As we ate lunch – tuna fish sandwiches, out of a can, because that’s how this trip was going, couldn’t find a wave or catch a fish for the life of us, although the ice was holding out for the beers at least – as we ate, the grom kept looking at the last bend of reef.
“I think that’s a wave,” said he.
We took a closer look. Sure enough, it was too, a perfect wrapping righthander that was head-high to a boogie boarder, with the occasional double-overhead rogue monster. Perfect for the grom.
Now, your blog correspondent doesn’t make a habit of announcing surf spots, with x-marks-the-spot clues, even for breaks that are now media-blasted and Youtubed.

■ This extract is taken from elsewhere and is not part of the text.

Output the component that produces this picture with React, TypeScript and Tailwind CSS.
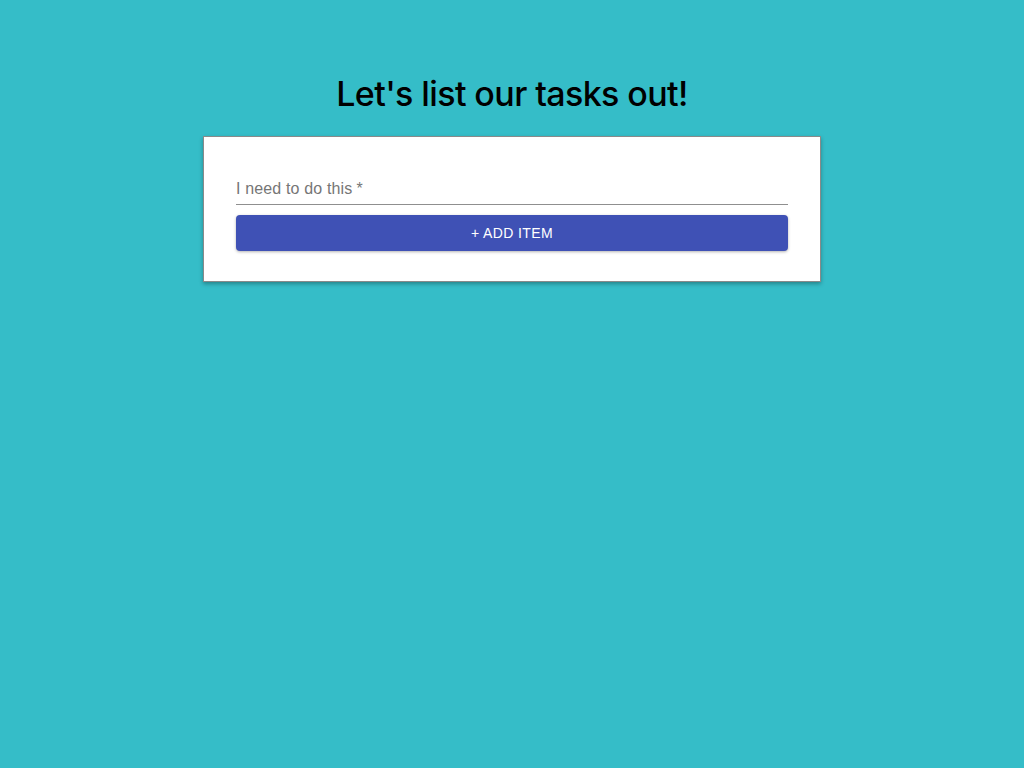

But this break – around the Boa (of surf contest fame) headland, which is me x-ing the spot for you – is
a) almost always blown out in the prime surf season
b) almost always tiny, out of ground swell windows
c) a bunch of local surfers are already established in the area, Rotinese (BTW surf wax and spare leashes are always appreciated), other Indonesians (a growing population of Timor surfers), and expats (building boom going on)
c) perfect for groms
d) and blessed are the children. There are few things more grin-inducing than watching groms have a blast. My soul is not troubled.
At any rate, over cold sunset beers, the Old Men on the boat followed time-honored tradition and christened the wave Lee’s Right.